Directive: In the records below, find the line that contains "Write the HTML code for this interface." and the line that contains "126,13 126,0 152,27"; write out exactly those two lines and everything between them, without the pictures.

Information provided:
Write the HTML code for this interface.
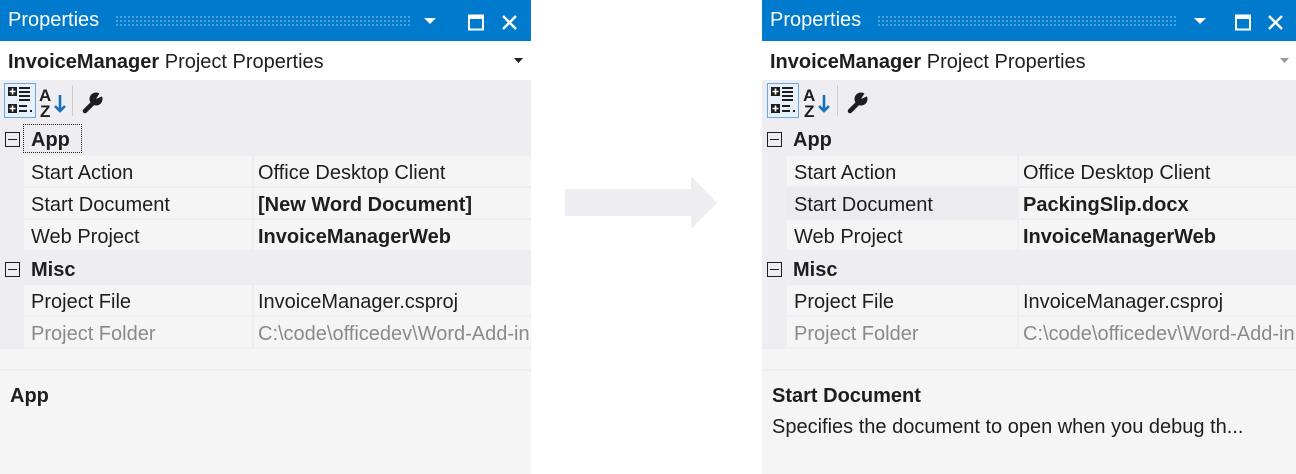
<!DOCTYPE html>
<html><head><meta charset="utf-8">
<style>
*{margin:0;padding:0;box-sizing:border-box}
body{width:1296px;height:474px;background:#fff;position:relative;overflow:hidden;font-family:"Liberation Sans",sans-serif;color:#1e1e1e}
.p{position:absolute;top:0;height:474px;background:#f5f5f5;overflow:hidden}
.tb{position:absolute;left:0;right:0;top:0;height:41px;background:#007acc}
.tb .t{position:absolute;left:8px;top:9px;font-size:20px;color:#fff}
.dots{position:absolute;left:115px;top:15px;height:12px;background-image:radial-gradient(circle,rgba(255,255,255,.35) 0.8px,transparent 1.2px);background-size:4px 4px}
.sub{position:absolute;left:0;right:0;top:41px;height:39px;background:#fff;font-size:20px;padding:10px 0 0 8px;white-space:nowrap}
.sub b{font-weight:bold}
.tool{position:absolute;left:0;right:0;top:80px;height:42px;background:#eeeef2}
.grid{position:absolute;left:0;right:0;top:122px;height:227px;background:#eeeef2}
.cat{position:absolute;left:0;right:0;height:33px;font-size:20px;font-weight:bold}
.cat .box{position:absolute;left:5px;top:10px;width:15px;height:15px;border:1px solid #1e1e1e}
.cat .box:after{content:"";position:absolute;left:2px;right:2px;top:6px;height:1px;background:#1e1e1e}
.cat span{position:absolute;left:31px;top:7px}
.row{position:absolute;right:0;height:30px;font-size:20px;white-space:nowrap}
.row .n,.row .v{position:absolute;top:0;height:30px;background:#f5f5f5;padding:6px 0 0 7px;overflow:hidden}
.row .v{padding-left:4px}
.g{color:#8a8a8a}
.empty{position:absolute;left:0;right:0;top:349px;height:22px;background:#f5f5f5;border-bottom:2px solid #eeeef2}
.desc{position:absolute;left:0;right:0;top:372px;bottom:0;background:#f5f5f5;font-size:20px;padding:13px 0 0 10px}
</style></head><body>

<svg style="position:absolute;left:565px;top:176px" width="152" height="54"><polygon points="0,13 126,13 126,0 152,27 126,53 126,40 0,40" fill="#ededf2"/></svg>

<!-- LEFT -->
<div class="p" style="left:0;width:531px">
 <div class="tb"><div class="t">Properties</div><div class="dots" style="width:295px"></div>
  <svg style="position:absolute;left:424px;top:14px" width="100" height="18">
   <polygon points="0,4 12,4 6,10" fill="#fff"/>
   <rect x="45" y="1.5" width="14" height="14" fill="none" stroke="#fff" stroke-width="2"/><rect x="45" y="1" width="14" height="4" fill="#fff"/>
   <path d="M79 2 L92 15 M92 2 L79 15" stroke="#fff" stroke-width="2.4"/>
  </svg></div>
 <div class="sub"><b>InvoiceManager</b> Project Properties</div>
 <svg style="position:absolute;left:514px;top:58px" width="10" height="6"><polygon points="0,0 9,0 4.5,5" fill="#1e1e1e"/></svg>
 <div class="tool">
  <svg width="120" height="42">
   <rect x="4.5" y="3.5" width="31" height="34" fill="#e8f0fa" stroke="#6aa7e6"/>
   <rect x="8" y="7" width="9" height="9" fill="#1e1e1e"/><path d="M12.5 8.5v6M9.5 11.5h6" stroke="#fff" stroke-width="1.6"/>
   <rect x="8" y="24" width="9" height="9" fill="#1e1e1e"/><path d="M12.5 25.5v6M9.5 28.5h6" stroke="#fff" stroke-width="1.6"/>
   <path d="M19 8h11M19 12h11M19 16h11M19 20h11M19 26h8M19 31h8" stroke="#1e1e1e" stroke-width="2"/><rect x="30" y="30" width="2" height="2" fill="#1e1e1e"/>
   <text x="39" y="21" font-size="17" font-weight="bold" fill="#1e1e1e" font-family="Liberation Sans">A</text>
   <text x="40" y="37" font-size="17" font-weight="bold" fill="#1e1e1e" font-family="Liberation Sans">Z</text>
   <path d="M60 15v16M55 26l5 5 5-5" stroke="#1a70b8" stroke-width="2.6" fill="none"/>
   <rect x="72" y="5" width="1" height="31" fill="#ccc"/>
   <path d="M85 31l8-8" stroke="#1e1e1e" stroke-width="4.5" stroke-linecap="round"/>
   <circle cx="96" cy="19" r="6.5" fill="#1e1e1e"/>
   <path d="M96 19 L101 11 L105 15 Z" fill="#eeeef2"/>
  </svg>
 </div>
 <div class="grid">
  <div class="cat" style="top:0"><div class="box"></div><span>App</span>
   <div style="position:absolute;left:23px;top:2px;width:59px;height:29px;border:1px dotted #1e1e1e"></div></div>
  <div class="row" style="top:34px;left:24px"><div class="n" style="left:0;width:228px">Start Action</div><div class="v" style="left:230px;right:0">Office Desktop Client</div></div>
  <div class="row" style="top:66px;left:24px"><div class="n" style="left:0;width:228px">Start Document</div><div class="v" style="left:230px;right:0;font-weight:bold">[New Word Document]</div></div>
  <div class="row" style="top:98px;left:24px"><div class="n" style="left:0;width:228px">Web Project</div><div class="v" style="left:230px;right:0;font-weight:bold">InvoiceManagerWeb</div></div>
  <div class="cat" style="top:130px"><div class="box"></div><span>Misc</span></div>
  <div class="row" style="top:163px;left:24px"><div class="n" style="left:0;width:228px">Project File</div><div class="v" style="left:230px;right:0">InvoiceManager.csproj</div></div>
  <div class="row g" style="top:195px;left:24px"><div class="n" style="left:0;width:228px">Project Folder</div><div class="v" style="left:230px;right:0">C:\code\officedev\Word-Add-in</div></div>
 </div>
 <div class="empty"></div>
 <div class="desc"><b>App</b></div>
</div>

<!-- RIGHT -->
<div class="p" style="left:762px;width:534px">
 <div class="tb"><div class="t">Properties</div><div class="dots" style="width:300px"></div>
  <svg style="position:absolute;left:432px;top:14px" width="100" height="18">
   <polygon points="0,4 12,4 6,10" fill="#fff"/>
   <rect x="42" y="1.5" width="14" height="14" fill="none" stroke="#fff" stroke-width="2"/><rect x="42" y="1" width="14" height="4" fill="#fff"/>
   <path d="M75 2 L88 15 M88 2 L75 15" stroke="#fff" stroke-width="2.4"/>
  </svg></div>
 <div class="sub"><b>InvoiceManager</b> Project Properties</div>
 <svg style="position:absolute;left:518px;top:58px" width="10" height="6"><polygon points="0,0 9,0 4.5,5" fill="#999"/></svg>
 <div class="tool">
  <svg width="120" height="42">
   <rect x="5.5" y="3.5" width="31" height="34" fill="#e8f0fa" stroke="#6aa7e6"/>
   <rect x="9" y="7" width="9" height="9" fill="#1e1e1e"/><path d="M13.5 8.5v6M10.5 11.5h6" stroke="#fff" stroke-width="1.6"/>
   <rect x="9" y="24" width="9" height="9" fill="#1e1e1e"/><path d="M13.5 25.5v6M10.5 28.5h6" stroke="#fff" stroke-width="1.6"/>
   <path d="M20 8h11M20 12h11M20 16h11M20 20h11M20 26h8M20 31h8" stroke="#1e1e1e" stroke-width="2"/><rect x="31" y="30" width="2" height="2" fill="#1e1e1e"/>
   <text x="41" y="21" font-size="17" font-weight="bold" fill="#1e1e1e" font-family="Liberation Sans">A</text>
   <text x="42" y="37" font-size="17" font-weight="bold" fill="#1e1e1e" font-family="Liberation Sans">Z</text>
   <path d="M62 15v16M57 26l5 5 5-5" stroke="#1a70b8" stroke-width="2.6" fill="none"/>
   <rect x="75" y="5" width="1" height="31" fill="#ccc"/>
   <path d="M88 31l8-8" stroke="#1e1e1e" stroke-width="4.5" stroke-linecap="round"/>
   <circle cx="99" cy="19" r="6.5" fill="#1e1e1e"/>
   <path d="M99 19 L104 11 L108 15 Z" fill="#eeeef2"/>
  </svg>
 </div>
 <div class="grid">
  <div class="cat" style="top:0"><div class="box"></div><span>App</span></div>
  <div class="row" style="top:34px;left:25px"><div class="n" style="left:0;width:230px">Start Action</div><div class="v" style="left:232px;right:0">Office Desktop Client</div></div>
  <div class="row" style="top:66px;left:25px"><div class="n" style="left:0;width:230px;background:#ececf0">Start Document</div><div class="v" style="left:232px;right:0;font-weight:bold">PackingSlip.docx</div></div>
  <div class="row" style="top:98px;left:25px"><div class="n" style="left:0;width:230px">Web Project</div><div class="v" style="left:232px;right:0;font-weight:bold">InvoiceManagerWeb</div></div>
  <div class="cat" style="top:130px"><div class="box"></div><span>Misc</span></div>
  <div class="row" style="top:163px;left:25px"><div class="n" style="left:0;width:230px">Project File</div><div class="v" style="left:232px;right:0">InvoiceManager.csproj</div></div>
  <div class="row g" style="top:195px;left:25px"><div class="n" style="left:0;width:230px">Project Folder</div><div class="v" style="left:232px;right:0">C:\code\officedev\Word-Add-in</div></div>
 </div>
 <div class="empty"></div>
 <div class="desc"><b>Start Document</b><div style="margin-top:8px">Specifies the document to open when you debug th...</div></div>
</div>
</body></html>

==

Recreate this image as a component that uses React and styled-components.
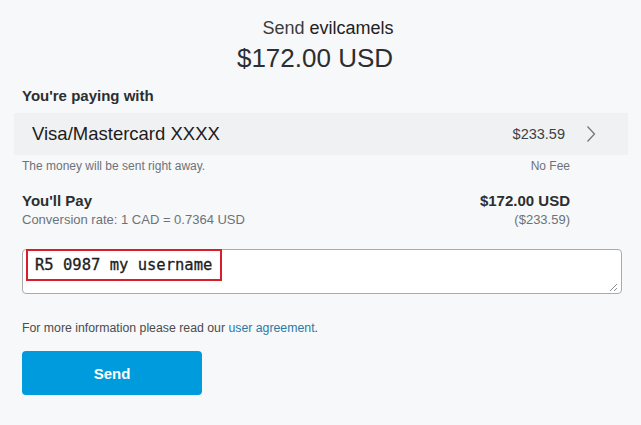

--

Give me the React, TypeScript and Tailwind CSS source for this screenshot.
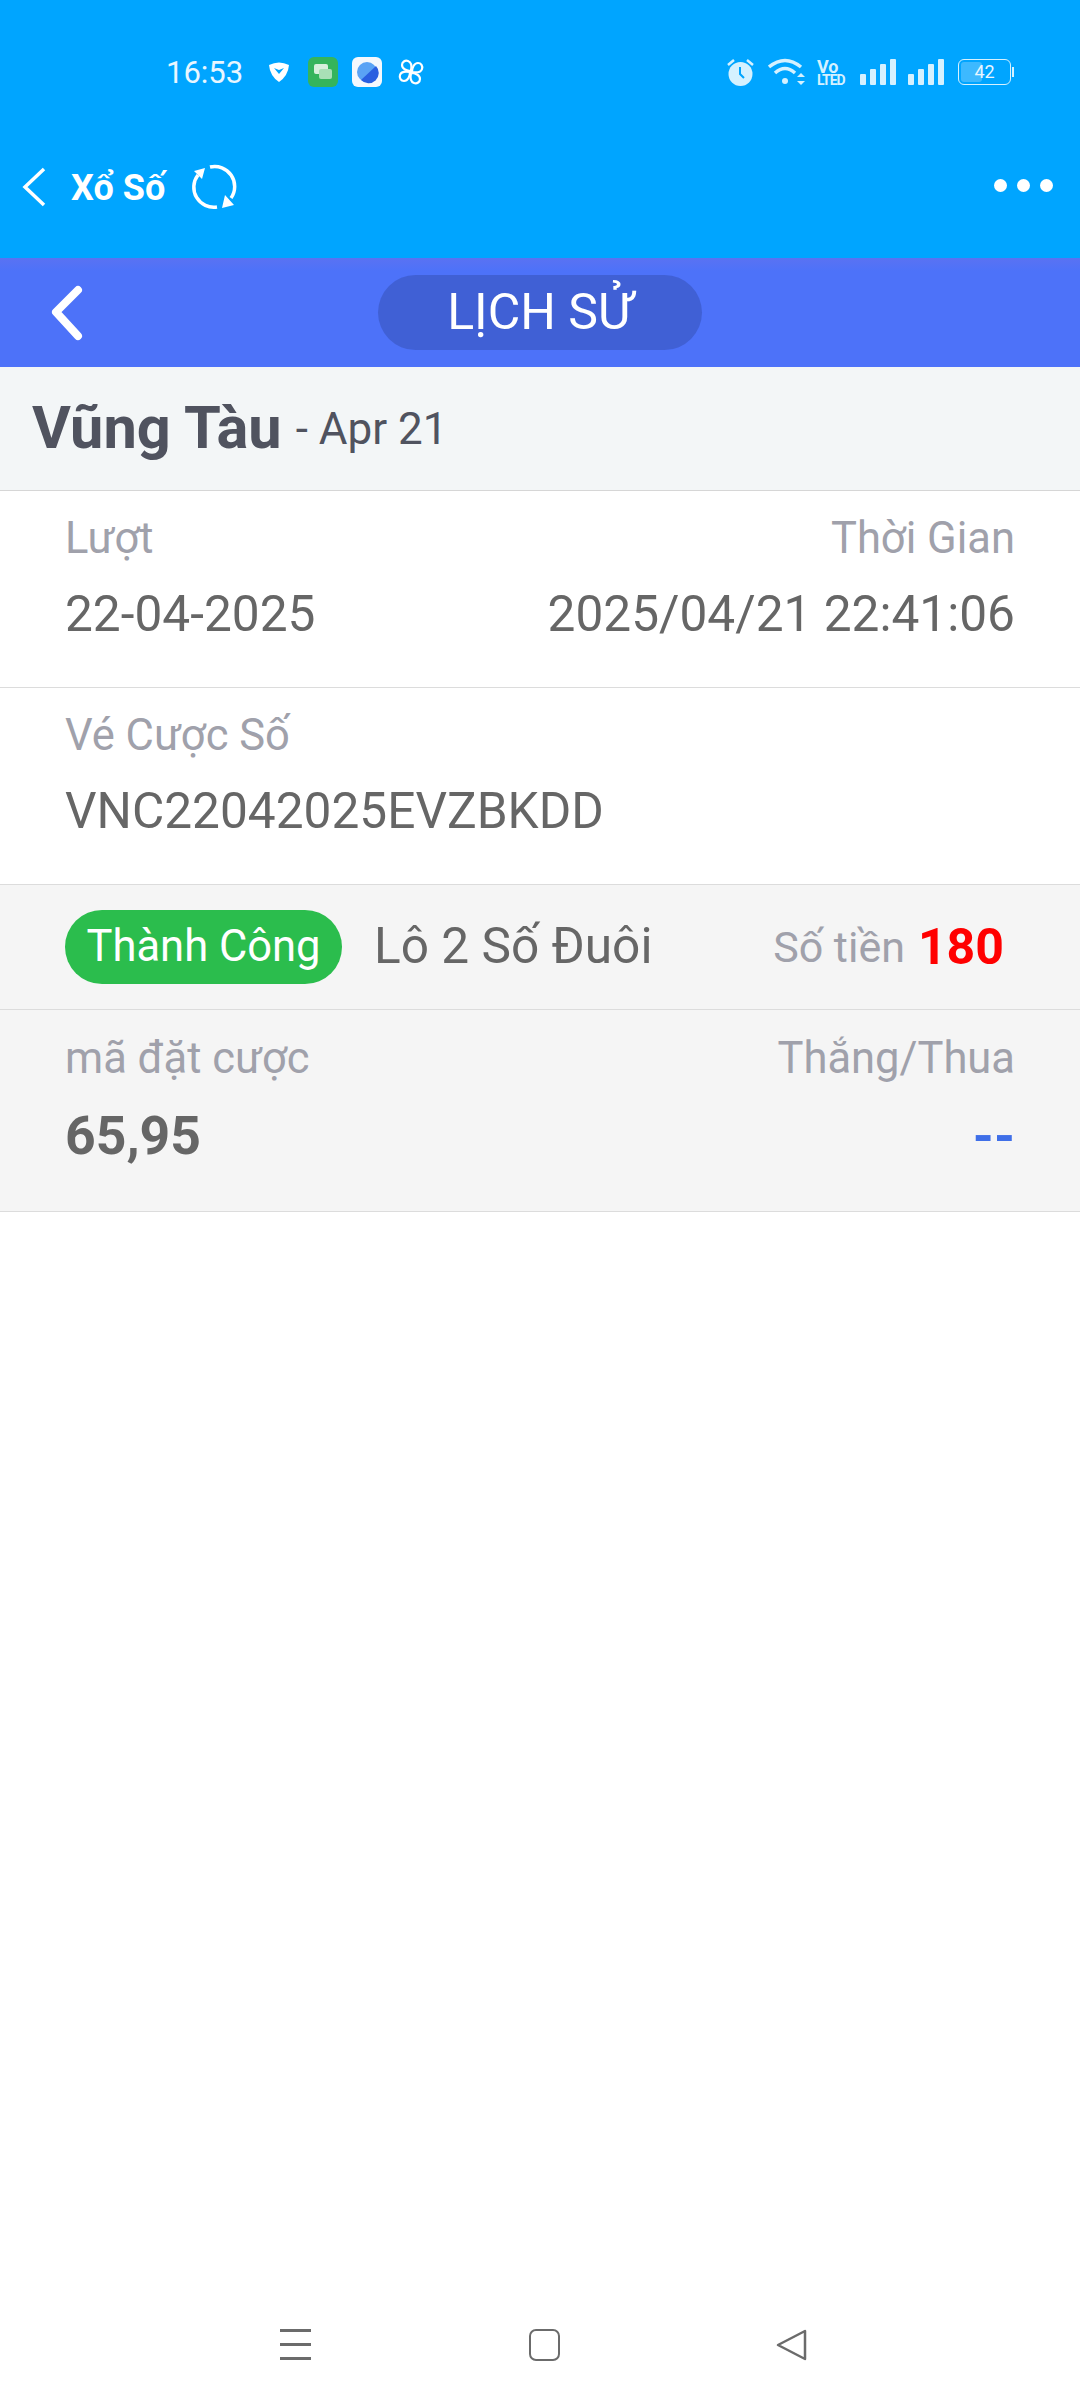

Answer:
Write the HTML code for this interface.
<!DOCTYPE html>
<html><head><meta charset="utf-8">
<style>
*{margin:0;padding:0;box-sizing:border-box}
body{width:1296px;height:474px;background:#fff;position:relative;overflow:hidden;font-family:"Liberation Sans",sans-serif;color:#1e1e1e}
.p{position:absolute;top:0;height:474px;background:#f5f5f5;overflow:hidden}
.tb{position:absolute;left:0;right:0;top:0;height:41px;background:#007acc}
.tb .t{position:absolute;left:8px;top:9px;font-size:20px;color:#fff}
.dots{position:absolute;left:115px;top:15px;height:12px;background-image:radial-gradient(circle,rgba(255,255,255,.35) 0.8px,transparent 1.2px);background-size:4px 4px}
.sub{position:absolute;left:0;right:0;top:41px;height:39px;background:#fff;font-size:20px;padding:10px 0 0 8px;white-space:nowrap}
.sub b{font-weight:bold}
.tool{position:absolute;left:0;right:0;top:80px;height:42px;background:#eeeef2}
.grid{position:absolute;left:0;right:0;top:122px;height:227px;background:#eeeef2}
.cat{position:absolute;left:0;right:0;height:33px;font-size:20px;font-weight:bold}
.cat .box{position:absolute;left:5px;top:10px;width:15px;height:15px;border:1px solid #1e1e1e}
.cat .box:after{content:"";position:absolute;left:2px;right:2px;top:6px;height:1px;background:#1e1e1e}
.cat span{position:absolute;left:31px;top:7px}
.row{position:absolute;right:0;height:30px;font-size:20px;white-space:nowrap}
.row .n,.row .v{position:absolute;top:0;height:30px;background:#f5f5f5;padding:6px 0 0 7px;overflow:hidden}
.row .v{padding-left:4px}
.g{color:#8a8a8a}
.empty{position:absolute;left:0;right:0;top:349px;height:22px;background:#f5f5f5;border-bottom:2px solid #eeeef2}
.desc{position:absolute;left:0;right:0;top:372px;bottom:0;background:#f5f5f5;font-size:20px;padding:13px 0 0 10px}
</style></head><body>

<svg style="position:absolute;left:565px;top:176px" width="152" height="54"><polygon points="0,13 126,13 126,0 152,27 126,53 126,40 0,40" fill="#ededf2"/></svg>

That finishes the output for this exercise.